Reproduce precisely the lines between the start of the data below and the line with "string; light: string;", both included.

Dataset section:
========================================================================

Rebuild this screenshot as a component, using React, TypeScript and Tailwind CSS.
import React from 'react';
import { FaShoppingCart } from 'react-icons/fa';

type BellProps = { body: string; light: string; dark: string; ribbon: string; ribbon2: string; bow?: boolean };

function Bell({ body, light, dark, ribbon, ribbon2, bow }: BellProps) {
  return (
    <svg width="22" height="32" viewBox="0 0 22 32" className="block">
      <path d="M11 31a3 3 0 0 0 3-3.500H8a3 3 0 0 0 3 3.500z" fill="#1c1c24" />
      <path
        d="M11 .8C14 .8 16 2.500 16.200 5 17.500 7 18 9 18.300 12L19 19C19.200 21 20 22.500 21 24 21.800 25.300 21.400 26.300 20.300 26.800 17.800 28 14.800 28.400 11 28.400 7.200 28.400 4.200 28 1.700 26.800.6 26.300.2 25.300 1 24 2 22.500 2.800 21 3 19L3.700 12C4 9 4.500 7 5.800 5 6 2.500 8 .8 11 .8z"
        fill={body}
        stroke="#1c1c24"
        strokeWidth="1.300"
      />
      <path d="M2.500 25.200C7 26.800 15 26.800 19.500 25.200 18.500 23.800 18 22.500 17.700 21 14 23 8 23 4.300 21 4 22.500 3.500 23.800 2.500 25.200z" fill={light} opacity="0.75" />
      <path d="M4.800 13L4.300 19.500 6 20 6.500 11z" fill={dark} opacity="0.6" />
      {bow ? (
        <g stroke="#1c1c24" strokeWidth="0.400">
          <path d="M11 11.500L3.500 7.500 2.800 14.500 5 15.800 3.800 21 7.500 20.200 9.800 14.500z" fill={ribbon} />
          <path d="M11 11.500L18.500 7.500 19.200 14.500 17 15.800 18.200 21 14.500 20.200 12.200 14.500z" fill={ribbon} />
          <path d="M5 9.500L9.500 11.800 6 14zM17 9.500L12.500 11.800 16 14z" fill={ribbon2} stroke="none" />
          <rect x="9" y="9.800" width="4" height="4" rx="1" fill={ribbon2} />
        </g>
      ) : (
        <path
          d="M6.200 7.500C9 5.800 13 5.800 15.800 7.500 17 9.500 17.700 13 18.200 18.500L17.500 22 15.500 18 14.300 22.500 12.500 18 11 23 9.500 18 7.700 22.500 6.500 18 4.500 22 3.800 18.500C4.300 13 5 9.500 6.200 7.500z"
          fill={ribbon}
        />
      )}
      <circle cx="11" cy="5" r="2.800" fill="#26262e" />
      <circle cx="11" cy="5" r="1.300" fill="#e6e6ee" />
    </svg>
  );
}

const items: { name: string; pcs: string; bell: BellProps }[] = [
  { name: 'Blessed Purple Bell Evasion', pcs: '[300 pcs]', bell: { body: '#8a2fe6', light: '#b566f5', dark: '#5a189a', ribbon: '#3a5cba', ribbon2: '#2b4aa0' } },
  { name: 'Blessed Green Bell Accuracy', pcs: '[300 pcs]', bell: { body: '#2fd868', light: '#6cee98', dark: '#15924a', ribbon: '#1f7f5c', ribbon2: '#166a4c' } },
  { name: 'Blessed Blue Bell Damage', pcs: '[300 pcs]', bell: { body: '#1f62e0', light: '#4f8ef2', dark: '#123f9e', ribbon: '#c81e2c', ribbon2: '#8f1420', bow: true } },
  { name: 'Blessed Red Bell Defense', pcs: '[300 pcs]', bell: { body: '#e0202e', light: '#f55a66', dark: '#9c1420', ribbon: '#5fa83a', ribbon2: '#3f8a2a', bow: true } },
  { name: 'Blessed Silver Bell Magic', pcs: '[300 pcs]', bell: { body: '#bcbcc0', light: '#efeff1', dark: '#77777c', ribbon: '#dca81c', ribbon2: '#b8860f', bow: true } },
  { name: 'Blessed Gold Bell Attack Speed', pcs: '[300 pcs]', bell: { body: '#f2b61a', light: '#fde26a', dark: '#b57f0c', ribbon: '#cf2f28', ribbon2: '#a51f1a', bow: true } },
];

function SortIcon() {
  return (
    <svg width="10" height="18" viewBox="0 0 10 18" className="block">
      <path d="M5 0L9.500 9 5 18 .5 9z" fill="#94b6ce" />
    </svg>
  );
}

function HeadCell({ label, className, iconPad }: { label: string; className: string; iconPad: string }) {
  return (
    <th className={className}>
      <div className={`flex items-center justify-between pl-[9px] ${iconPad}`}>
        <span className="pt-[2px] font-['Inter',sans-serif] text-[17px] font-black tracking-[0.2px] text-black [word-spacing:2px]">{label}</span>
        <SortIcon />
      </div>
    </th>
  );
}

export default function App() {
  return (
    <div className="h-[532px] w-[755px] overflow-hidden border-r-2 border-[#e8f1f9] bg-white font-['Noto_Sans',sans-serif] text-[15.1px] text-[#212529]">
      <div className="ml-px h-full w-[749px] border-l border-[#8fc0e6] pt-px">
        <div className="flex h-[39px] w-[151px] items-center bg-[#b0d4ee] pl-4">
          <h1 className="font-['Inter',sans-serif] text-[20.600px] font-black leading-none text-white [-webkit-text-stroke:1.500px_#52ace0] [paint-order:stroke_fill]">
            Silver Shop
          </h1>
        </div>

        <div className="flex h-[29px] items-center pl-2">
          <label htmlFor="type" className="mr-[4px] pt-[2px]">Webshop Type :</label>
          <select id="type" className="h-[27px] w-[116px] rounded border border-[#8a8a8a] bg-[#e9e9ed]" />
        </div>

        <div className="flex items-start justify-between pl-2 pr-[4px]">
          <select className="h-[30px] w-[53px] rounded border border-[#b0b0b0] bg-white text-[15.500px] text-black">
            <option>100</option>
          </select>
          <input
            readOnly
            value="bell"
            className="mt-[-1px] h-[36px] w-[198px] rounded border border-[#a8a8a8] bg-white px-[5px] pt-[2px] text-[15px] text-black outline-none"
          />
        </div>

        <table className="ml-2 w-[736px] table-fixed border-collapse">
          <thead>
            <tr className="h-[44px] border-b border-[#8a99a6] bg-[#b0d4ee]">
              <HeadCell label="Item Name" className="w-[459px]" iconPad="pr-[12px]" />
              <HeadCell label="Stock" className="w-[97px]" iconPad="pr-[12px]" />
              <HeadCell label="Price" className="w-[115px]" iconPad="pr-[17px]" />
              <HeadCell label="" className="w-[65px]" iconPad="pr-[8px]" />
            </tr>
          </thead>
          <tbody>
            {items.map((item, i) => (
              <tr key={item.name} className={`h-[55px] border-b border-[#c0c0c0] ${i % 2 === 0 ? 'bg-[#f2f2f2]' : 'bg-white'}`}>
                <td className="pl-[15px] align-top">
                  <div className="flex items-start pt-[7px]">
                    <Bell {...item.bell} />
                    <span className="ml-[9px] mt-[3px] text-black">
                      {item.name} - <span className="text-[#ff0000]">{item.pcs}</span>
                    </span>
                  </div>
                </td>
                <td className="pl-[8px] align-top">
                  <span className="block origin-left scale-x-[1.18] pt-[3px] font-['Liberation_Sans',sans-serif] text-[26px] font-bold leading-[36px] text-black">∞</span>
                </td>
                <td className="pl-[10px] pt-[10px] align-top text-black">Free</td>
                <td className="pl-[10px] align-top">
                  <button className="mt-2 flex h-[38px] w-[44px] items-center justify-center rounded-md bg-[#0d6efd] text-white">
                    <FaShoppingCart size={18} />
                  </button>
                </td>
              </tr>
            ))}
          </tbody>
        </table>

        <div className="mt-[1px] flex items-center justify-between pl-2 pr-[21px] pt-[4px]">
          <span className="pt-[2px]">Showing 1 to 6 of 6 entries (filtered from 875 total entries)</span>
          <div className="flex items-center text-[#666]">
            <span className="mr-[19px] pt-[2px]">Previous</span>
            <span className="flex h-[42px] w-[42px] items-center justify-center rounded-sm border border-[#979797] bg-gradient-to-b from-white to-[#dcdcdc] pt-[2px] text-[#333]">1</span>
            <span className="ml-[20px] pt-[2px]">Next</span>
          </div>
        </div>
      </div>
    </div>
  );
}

========================================================================

Answer to the exercise:
Rebuild this screenshot as a component, using React, TypeScript and Tailwind CSS.
import React from 'react';
import { FaShoppingCart } from 'react-icons/fa';

type BellProps = { body: string; light: string; dark: string; ribbon: string; ribbon2: string; bow?: boolean };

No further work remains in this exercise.